### To be done
Select from the records below every line that has the word "this" in it.

○ ○ ○

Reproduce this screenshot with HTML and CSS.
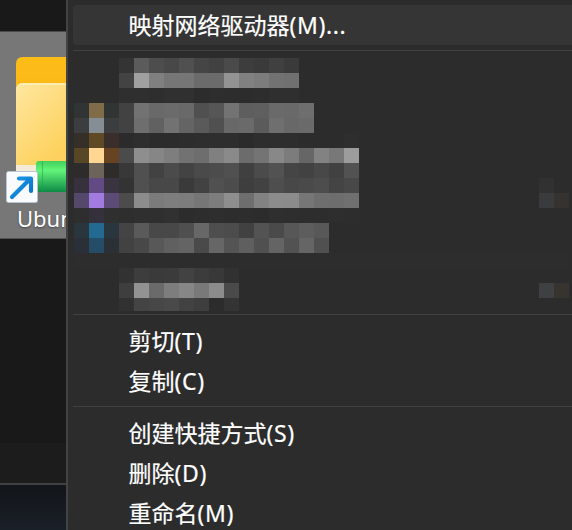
FILE: index.html
```html
<!DOCTYPE html>
<html lang="zh-CN">
<head>
<meta charset="utf-8">
<title>Menu</title>
<link rel="stylesheet" href="styles.css">
</head>
<body>
<div class="screen">
  <div class="desktop">
    <div class="window">
      <div class="file">
        <svg class="folder" width="66" height="146" viewBox="0 0 66 146">
          <defs>
            <linearGradient id="back" x1="0" y1="0" x2="0" y2="1"><stop offset="0" stop-color="#fdbd18"/><stop offset="1" stop-color="#f5b019"/></linearGradient>
            <linearGradient id="front" x1="0" y1="0" x2="0.6" y2="1"><stop offset="0" stop-color="#ffe7a0"/><stop offset="1" stop-color="#fdd15d"/></linearGradient>
            <linearGradient id="tube" x1="0" y1="0" x2="0" y2="1"><stop offset="0" stop-color="#42cf5c"/><stop offset=".3" stop-color="#62f47a"/><stop offset="1" stop-color="#0d8a46"/></linearGradient>
            <linearGradient id="arrow" x1="0" y1="0" x2="1" y2="1"><stop offset="0" stop-color="#1e9ae8"/><stop offset="1" stop-color="#0871c8"/></linearGradient>
          </defs>
          <path d="M16 133V32q0-7 7-7h43v108z" fill="url(#back)"/>
          <path d="M16 58q0-7 7-7h43v82H16z" fill="url(#front)"/>
          <path d="M17 57q1-5 6-5h43" fill="none" stroke="#ffefbd" stroke-width="1.4"/>
          <path d="M16 133h20v24H16z" fill="#f3ead8"/>
          <path d="M36 132q0-3 3-3h27v31H36z" fill="url(#tube)"/>
          <path d="M42.500 129v31" stroke="#219b48" stroke-opacity=".5"/>
          <rect x="6.500" y="139.500" width="31" height="31" rx="2" fill="#fafbfd" stroke="#b9c4d4"/>
          <path d="M12 165L30 147M19 146.500H31V159" fill="none" stroke="url(#arrow)" stroke-width="4.200" stroke-linecap="round" stroke-linejoin="round"/>
        </svg>
        <span class="name">Ubuntu</span>
      </div>
      <div class="status"></div>
    </div>
  </div>
  <div class="menu">
    <div class="item active"><span>映射网络驱动器<span class="key">(M)...</span></span></div>
    <div class="line"></div>
    <div class="mosaic" id="mosaic"></div>
    <div class="line"></div>
    <div class="group">
      <div class="item"><span>剪切<span class="key">(T)</span></span></div>
      <div class="item"><span>复制<span class="key">(C)</span></span></div>
    </div>
    <div class="line"></div>
    <div class="group">
      <div class="item"><span>创建快捷方式<span class="key">(S)</span></span></div>
      <div class="item"><span>删除<span class="key">(D)</span></span></div>
      <div class="item"><span>重命名<span class="key">(M)</span></span></div>
    </div>
  </div>
</div>
<script src="mosaic.js"></script>
</body>
</html>
```
FILE: styles.css
```css
* { box-sizing: border-box; }
body { margin: 0; background: #191919; }
.screen { display: flex; width: 572px; height: 530px; overflow: hidden; }
.desktop { width: 66px; flex: none; overflow: hidden; background: linear-gradient(#12151a 485px, #1a2027 530px); }
.window { height: 485px; padding-top: 31px; background: #191919; border-bottom: 2px solid #414141; display: flex; flex-direction: column; justify-content: space-between; }
.file { height: 208px; background: #777; border-top: 1px solid #4b4b4b; border-bottom: 1px solid #525252; overflow: hidden; }
.folder { display: block; overflow: visible; }
.name { display: block; width: 100px; padding-left: 17px; margin-top: 24px; color: #fff; font: 22px/32px "Noto Sans", sans-serif; text-shadow: 0 1px 2px #444; }
.status { height: 40px; background: #1c1c1c; }
.menu { flex: 1; min-width: 0; background: #2c2c2c; border-left: 2px solid #434343; padding: 5px 0 0 5px; }
.item { height: 40px; display: flex; align-items: center; padding-left: 55.5px; color: #fff; font: 23px/34px "Noto Sans", "Noto Sans CJK SC", sans-serif; white-space: nowrap; -webkit-text-stroke: 0.2px #fff; }
.key { letter-spacing: 0.6px; }
.active { background: #353535; border-radius: 4px 0 0 4px; margin-bottom: 5px; }
.line { height: 1px; background: #414141; }
.mosaic { display: grid; grid-template-columns: repeat(33, 15px); grid-template-rows: repeat(16, 15px) 13px; margin-left: 1px; padding: 7px 0 3px; }
.group { padding-top: 6px; padding-bottom: 5px; }
```
FILE: mosaic.js
```js
// Each row starts at a column; two digits are a grey level, six a full colour.
const rows = [
  [[3, "34 5b 4d 48 50 45 41 4a 3d 3a 40 3a"]],
  [[3, "43 a0 80 76 76 6b 6b 93 80 7c 72 70"]],
  [[3, "2f 2f 2e 30 30 2c 2e 2d 2c 2d 2f 2f"]],
  [[0, "303432 806c49 303432 42 72 69 6b 69 50 56 73 5e 5f 6a 69 6e"]],
  [[0, "3c3d3f 858d95 3b3d3f 42 6e 61 72 64 5a 50 68 6a 5b 6f 68 6a"]],
  [[0, "352f28 604a25 392e29 2b 2e 2c 2c 2d 2e 2e 2e 2b 2e 2e 2e 2c 2c 2c 2e"]],
  [[0, "574726 ffd793 674322 4b 8e 86 7e 72 6e 80 8a 6c 74 88 7c 66 82 78 9c"]],
  [[0, "2d2c2a 6c645b 2d2c2a 38 50 42 4b 43 4a 4c 50 40 4b 52 45 42 48 41 52"]],
  [[0, "36313c 624b85 3a3340 33 50 48 48 3a 42 50 4c 3e 42 4e 48 4a 4d 44 48"], [31, "31"]],
  [[0, "54496b a27be0 5c4b77 4c 8c 7b 7e 7c 76 7d 8e 6e 82 8c 8b 76 6e 6d 70"], [31, "3a3b3d 35322f"]],
  [[0, "2e 35313c 2f 2e 2f 2f 31 2c 2d 2e 2d 2d 2c 2f 2e 2d 2d 2e 2d"]],
  [[0, "2a363e 236a93 2a363e 44 5a 48 48 4f 67 4e 4c 41 53 4a 57 5d 58"]],
  [[0, "2b3038 264d68 2a3036 42 48 58 60 64 4a 66 54 5f 50 64 52 65 50"]],
  [[0, Array(33).fill("2d").join(" ")]],
  [[3, "32 3d 3a 3b 42 3c 38 31"]],
  [[3, "3e 92 6a 7d 86 79 8c 4a"], [31, "3f4042 37332f"]],
  [[3, "31 44 47 4a 42 3e 2c 34"]]
];
const grid = document.getElementById("mosaic");
for (const row of rows) {
  const cells = Array(33).fill("transparent");
  for (const [start, list] of row)
    list.split(" ").forEach((c, i) => { cells[start + i] = "#" + (c.length === 2 ? c + c + c : c); });
  for (const colour of cells) {
    const cell = document.createElement("div");
    cell.style.background = colour;
    grid.append(cell);
  }
}
```
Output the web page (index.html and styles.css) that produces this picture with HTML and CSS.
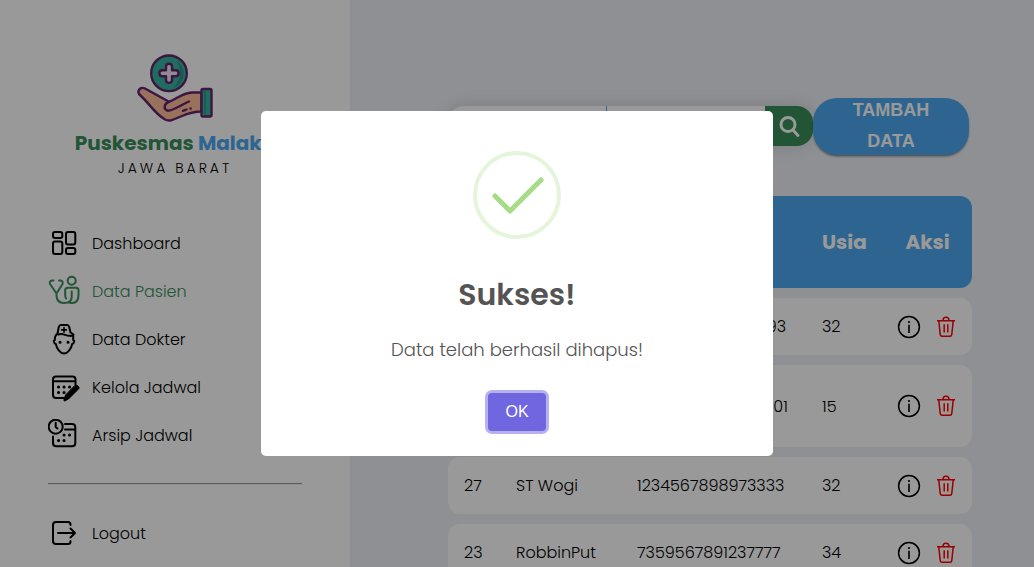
FILE: index.html
```html
<!DOCTYPE html>
<html lang="id">
<head>
<meta charset="utf-8">
<meta name="viewport" content="width=device-width, initial-scale=1">
<title>Puskesmas Malaka - Data Pasien</title>
<link rel="stylesheet" href="styles.css">
</head>
<body>
<svg class="sprite" aria-hidden="true">
  <symbol id="info" viewBox="0 0 24 24">
    <circle cx="12" cy="12" r="10.4" fill="none" stroke="#000" stroke-width="1.5"/>
    <path d="M12 9.800V18" stroke="#000" stroke-width="1.6"/>
    <circle cx="12" cy="7" r="1.1"/>
  </symbol>
  <symbol id="trash" viewBox="0 0 24 24">
    <g fill="none" stroke="#f00" stroke-width="1.5" stroke-linejoin="round">
      <path d="M3 5.7H21M9 5.5C9 1.3 15 1.3 15 5.5M4.8 6L6.2 19.4Q6.4 21.3 8.2 21.3H15.8Q17.6 21.3 17.8 19.4L19.2 6M10.2 9.3V17.6M13.8 9.3V17.6"/>
    </g>
  </symbol>
</svg>
<div class="layout">
  <aside class="sidebar">
    <div class="brand">
      <svg class="brand-logo" viewBox="0 0 80 80" aria-hidden="true">
        <g stroke="#62256b" stroke-width="2.4" stroke-linejoin="round" stroke-linecap="round">
          <circle cx="34" cy="25.3" r="17.8" fill="#37b5a0"/>
          <path d="M41 12.5A15 15 0 0 1 38 40A20 20 0 0 0 41 12.5" fill="#2c9386" stroke="none"/>
          <path d="M31 18.5Q31 15.7 34 15.7T37 18.5V22.3H40.8Q43.6 22.3 43.6 25.3T40.8 28.3H37V32.1Q37 34.9 34 34.9T31 32.1V28.3H27.2Q24.4 28.3 24.4 25.3T27.2 22.3H31Z" fill="#f3e6f4"/>
          <path d="M4 46C2 42 6 38.500 10 40.500L34 53.800C42 51 47 45 57 44.500H66.500V63.500C53 63.500 49 68 36 72.300Q33 73 30 71.500C19 65 16 57 4 46Z" fill="#ffbd9b"/>
          <path d="M34 53.800C29 55.500 28 61 32.500 62.700C37 63.500 48 56 54 53.500" fill="none"/>
          <path d="M48 62.800L51.500 61.500M55.500 60.500H55.700" fill="none"/>
          <rect x="66.500" y="41" width="10" height="27.500" rx="1.500" fill="#37b5a0"/>
          <path d="M70 43V66.500" stroke="#2c9386" stroke-width="1.500"/>
        </g>
      </svg>
      <h1 class="brand-name">Puskesmas <span class="brand-accent">Malaka</span></h1>
      <p class="brand-region">JAWA BARAT</p>
    </div>
    <nav class="menu">
      <a class="menu-link" href="#">
        <svg class="menu-icon" viewBox="0 0 32 32" aria-hidden="true"><rect x="5" y="5" width="9.300" height="6" rx="2"/><rect x="18" y="5" width="9.300" height="12.500" rx="2"/><rect x="5" y="14.500" width="9.300" height="12.500" rx="2"/><rect x="18" y="21" width="9.300" height="6" rx="2"/></svg>
        Dashboard</a>
      <a class="menu-link active" href="#">
        <svg class="menu-icon" viewBox="0 0 32 32" aria-hidden="true"><path d="M5.500 5.500H4Q1 6 2 9L8.500 18.500L14.500 9Q15.500 6 12.500 5.500H11M8.500 18.500V20.500C8.500 25.500 11.500 28 16 28C21 28 23.700 26 23.700 22V16.500M18 23.500Q17.200 22 17.200 20V15.200Q17.200 12.700 19.700 12.700H28Q30.500 12.700 30.500 15.200V20C30.500 25.500 28 28 24 28Q22 28 20.500 27"/><circle cx="23.700" cy="5.700" r="4"/></svg>
        Data Pasien</a>
      <a class="menu-link" href="#">
        <svg class="menu-icon" viewBox="0 0 32 32" aria-hidden="true"><path d="M9.500 10.500L10.800 4Q11.300 2 13 2H19Q20.700 2 21.200 4L22.500 9.500L25.500 11.500Q24.500 13.200 21.500 12.800C17 12.500 15 10 10.500 11.500M9.500 10.500Q6.500 13 6.800 17L5.700 18Q6 20.500 7.800 21C8.800 26 12.500 30.500 16 30.500S23.200 26 24.200 21Q26 20.500 26.300 18L25.200 17V12"/><path class="fine" d="M16 4.500V9.300M13.600 6.900H18.400"/><path class="dots" d="M12 19.200H12.100M20 19.200H20.100"/></svg>
        Data Dokter</a>
      <a class="menu-link" href="#">
        <svg class="menu-icon" viewBox="0 0 32 32" aria-hidden="true"><path d="M15.500 27H8Q5 27 5 24V8.500Q5 5.500 8 5.500H24.500Q27.500 5.500 27.500 8.500V13.500M5 10.300H27.500"/><path class="dots" d="M10.500 16H10.600M16 16H16.100M21.500 16H21.600M10.500 21.500H10.600M16 21.500H16.100"/><path class="solid" d="M27 14.500Q29 13.700 30.500 15.500T30 18.500L20.500 28L16.700 30Q15.500 30 16 28.500L17.500 24.300Z"/></svg>
        Kelola Jadwal</a>
      <a class="menu-link" href="#">
        <svg class="menu-icon" viewBox="0 0 32 32" aria-hidden="true"><circle cx="7.700" cy="7.700" r="7"/><path d="M7.700 3.700V8L9.500 9.500M17 5H24Q27.300 5 27.300 8.300V24Q27.300 27.300 24 27.300H8.300Q5 27.300 5 24V17.500M17 10.500H27"/><path class="dots" d="M16 16H16.100M21.500 16H21.600M10.500 21.500H10.600M16 21.500H16.100"/></svg>
        Arsip Jadwal</a>
      <hr class="menu-rule">
      <a class="menu-link" href="#">
        <svg class="menu-icon" viewBox="0 0 32 32" aria-hidden="true"><path d="M22.500 8V7.500Q22.500 5 20 5H8Q5 5 5 8V24Q5 27 8 27H20Q22.500 27 22.500 24.500V24M10 16H27M22.500 11.500L27 16L22.500 20.500"/></svg>
        Logout</a>
    </nav>
  </aside>
  <main class="content">
    <div class="toolbar">
      <form class="search">
        <select class="search-field" aria-label="Kolom pencarian"><option>Nama</option></select>
        <input class="search-input" type="search" aria-label="Cari pasien">
        <button class="search-button" type="button" aria-label="Cari">
          <svg class="search-icon" viewBox="0 0 24 24" aria-hidden="true"><circle cx="11" cy="10.500" r="7"/><path d="M16 16L21 21.500"/></svg>
        </button>
      </form>
      <button class="add-button" type="button">TAMBAH DATA</button>
    </div>
    <table class="patients">
      <colgroup><col class="col-id"><col class="col-name"><col><col class="col-age"><col class="col-action"></colgroup>
      <thead><tr><th>ID</th><th>Nama</th><th>NIK</th><th>Usia</th><th>Aksi</th></tr></thead>
      <tbody>
        <tr><td>29</td><td>Pasien</td><td>3204567890133493</td><td>32</td><td><div class="actions"><a href="#" aria-label="Detail"><svg class="action-icon"><use href="#info"/></svg></a><a href="#" aria-label="Hapus"><svg class="action-icon"><use href="#trash"/></svg></a></div></td></tr>
        <tr><td>28</td><td>Pasien<br>Baru</td><td>3206548890236401</td><td>15</td><td><div class="actions"><a href="#" aria-label="Detail"><svg class="action-icon"><use href="#info"/></svg></a><a href="#" aria-label="Hapus"><svg class="action-icon"><use href="#trash"/></svg></a></div></td></tr>
        <tr><td>27</td><td>ST Wogi</td><td>1234567898973333</td><td>32</td><td><div class="actions"><a href="#" aria-label="Detail"><svg class="action-icon"><use href="#info"/></svg></a><a href="#" aria-label="Hapus"><svg class="action-icon"><use href="#trash"/></svg></a></div></td></tr>
        <tr><td>23</td><td>RobbinPut</td><td>7359567891237777</td><td>34</td><td><div class="actions"><a href="#" aria-label="Detail"><svg class="action-icon"><use href="#info"/></svg></a><a href="#" aria-label="Hapus"><svg class="action-icon"><use href="#trash"/></svg></a></div></td></tr>
      </tbody>
    </table>
  </main>
</div>
<div class="overlay">
  <div class="modal" role="dialog" aria-modal="true" aria-labelledby="modal-title">
    <svg class="modal-icon" viewBox="0 0 88 88" aria-hidden="true">
      <circle cx="44" cy="44" r="42" fill="none" stroke="#e4f5db" stroke-width="4"/>
      <path d="M22 45L37 60L68 29" fill="none" stroke="#a5dc86" stroke-width="5" stroke-linecap="round" stroke-linejoin="round"/>
    </svg>
    <h2 class="modal-title" id="modal-title">Sukses!</h2>
    <p class="modal-text">Data telah berhasil dihapus!</p>
    <button class="modal-button" type="button">OK</button>
  </div>
</div>
</body>
</html>
```
FILE: styles.css
```css
* { box-sizing: border-box; }
body {
  margin: 0;
  height: 100vh;
  overflow: hidden;
  background: #eff1f6;
  color: #000;
  font-family: Poppins, Inter, "Open Sans", sans-serif;
  font-size: 16px;
  font-weight: 300;
}
.sprite { display: none; }
.layout { display: flex; height: 100vh; overflow: hidden; }

.sidebar { flex: 0 0 350px; padding: 48px 48px 0; background: #fff; }
.brand { display: flex; flex-direction: column; align-items: center; white-space: nowrap; }
.brand-logo { width: 80px; height: 80px; }
.brand-name { margin: 0; color: #388e5a; font-size: 20px; font-weight: 700; line-height: 30px; }
.brand-accent { color: #4da9f0; }
.brand-region { margin: 0; font-size: 14px; letter-spacing: 3px; line-height: 20px; }
.menu { display: flex; flex-direction: column; gap: 16px; margin-top: 49px; }
.menu-link { display: flex; align-items: center; gap: 12px; height: 32px; color: #000; text-decoration: none; }
.menu-link.active { color: #388e5a; }
.menu-icon { width: 32px; height: 32px; fill: none; stroke: currentColor; stroke-width: 2; stroke-linecap: round; stroke-linejoin: round; }
.menu-icon .dots { stroke-width: 3; }
.menu-icon .fine { stroke-width: 1.6; }
.menu-icon .solid { fill: currentColor; stroke-width: 1; }
.menu-rule { width: 100%; margin: 16px 0; border: 0; border-top: 1px solid #999; border-bottom: 1px solid #eee; }

.content { flex: 1; min-width: 0; padding: 98px 62px 0 98px; }
.toolbar { display: flex; align-items: flex-start; }
.search { display: flex; flex: 1; height: 40px; margin-top: 8px; border-radius: 16px; box-shadow: 0 0 20px rgba(0, 0, 0, .15); }
.search-field { flex: 1; min-width: 0; padding: 0 16px; border: 0; border-right: 1px solid #4da9f0; border-radius: 16px 0 0 16px; background: #fff; }
.search-input { flex: 1; min-width: 0; padding: 0 16px; border: 0; background: #fff; }
.search-button { display: grid; place-items: center; width: 48px; padding: 0; border: 0; border-radius: 0 16px 16px 0; background: #388e5a; }
.search-icon { width: 24px; height: 24px; fill: none; stroke: #fff; stroke-width: 3; stroke-linecap: round; }
.add-button { display: flex; align-items: center; justify-content: center; width: 156px; height: 57px; margin-right: 3px; padding: 0 24px 2px; border: 0; border-radius: 24px; background: #4da9f0; box-shadow: 0 2px 3px -1px rgba(0, 0, 0, .6); color: #fff; font: bold 18px/31px "Liberation Sans", Arial, sans-serif; }

.patients { width: 100%; margin-top: 31px; border-spacing: 0 10px; table-layout: fixed; }
.col-id { width: 52px; }
.col-name { width: 121px; }
.col-age { width: 77px; }
.col-action { width: 89px; }
.patients th { height: 92px; padding: 0 16px; background: #4da9f0; color: #fff; font-size: 20px; font-weight: 700; text-align: left; }
.patients th:last-child { text-align: center; }
.patients td { height: 57px; padding: 16px; background: #fff; line-height: 25px; }
.patients th:first-child, .patients td:first-child { border-radius: 12px 0 0 12px; }
.patients th:last-child, .patients td:last-child { border-radius: 0 12px 12px 0; }
.patients td:last-child { padding: 16px 8px; }
.actions { display: flex; justify-content: center; gap: 13px; }
.actions a { display: block; height: 24px; }
.action-icon { display: block; width: 24px; height: 24px; }

.overlay { position: fixed; inset: 0; display: grid; place-items: center; background: rgba(0, 0, 0, .4); }
.modal { display: flex; flex-direction: column; align-items: center; width: 512px; max-width: 96%; padding: 40px 24px 25px; border-radius: 5px; background: #fff; color: #545454; }
.modal-icon { width: 88px; height: 88px; }
.modal-title { margin: 32px 0 0; font-size: 30px; font-weight: 600; line-height: 48px; }
.modal-text { margin: 17px 0 0; font-size: 18px; line-height: 28px; }
.modal-button { margin-top: 29px; padding: 0 17px; height: 38px; border: 0; border-radius: 4px; background: #7066e0; box-shadow: 0 0 0 3px #b7b2ef; color: #fff; font: 400 16px "Liberation Sans", Arial, sans-serif; }
```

○ ○ ○

### Final answer
Reproduce this screenshot with HTML and CSS.
Output the web page (index.html and styles.css) that produces this picture with HTML and CSS.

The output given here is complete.